Chocolate market to exceed $26bn by 2018: Packaged Facts
The Packaged Facts’ Chocolate Candy in the US 10th Edition report said this figure will follow an expected market size of $22bn at the end of 2015.
Approximately 81% of Americans still eat chocolate, the report said, which will keep the market safe and growing for years to come.
Luxury within reach
George Puro, of Puro Research Group and author of the report, told ConfectioneryNews that chocolate will continue to be popular in the US since it is an “accessible luxury, one that Americans won’t easily give up”.
“Growth areas include the trend for bite-sized snacks in resealable packaging, designed for portion control, portability, sharing and saving for later.
"Another area is the embrace of premium chocolate, which continues to grow at a nice clip, faster than the overall market,” Puro said. “Premium chocolate often contains dark chocolate and other ingredients perceived to be healthy such as chia or pomegranate.”
Trends have also started to converge, he said, as there has been an emergence for brands such as Brookside and Dove Fruit, as well as to-go bottles from M&M.
Keeping all of this in mind, there are still caps on the growth of the industry, Puro said, as price increases may hamper just how large the chocolate market can grow.
“Volume has been somewhat lower recently for the big players, particularly Hershey,” Puro said. “Premium chocolate continues to grow, but it is a relatively small portion of the market still.”
Chocolate and the health conscious consumer
Chocolate is seeing the fruits of the 'better for you' trend, Puro said, as many consumers are looking for ways to eat treats and snacks that are beneficial to health.

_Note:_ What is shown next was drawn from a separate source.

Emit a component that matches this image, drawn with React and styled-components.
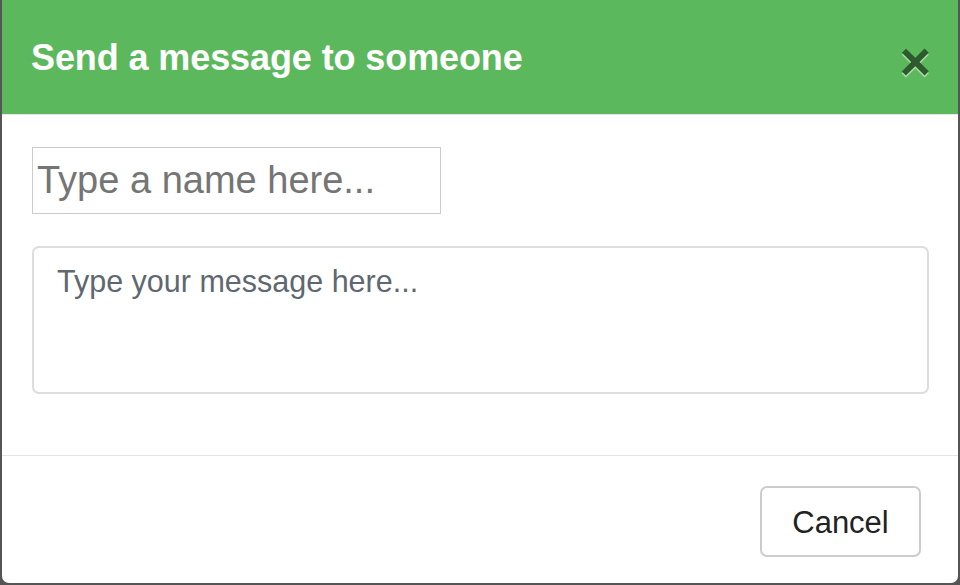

“And while consumers may be somewhat down on sugar now, this is affecting sugary drinks more so than snack categories,” he said. “And chocolate manufacturers have definitely been trying to tackle the issue head on - introducing smaller portions and packaging that encourages sharing.”
The Packaged Facts report said the 'positive halo' of health around chocolate has helped give it an image of a 'guilt-free indulgence,' something it said will certainly helped rive more consumption.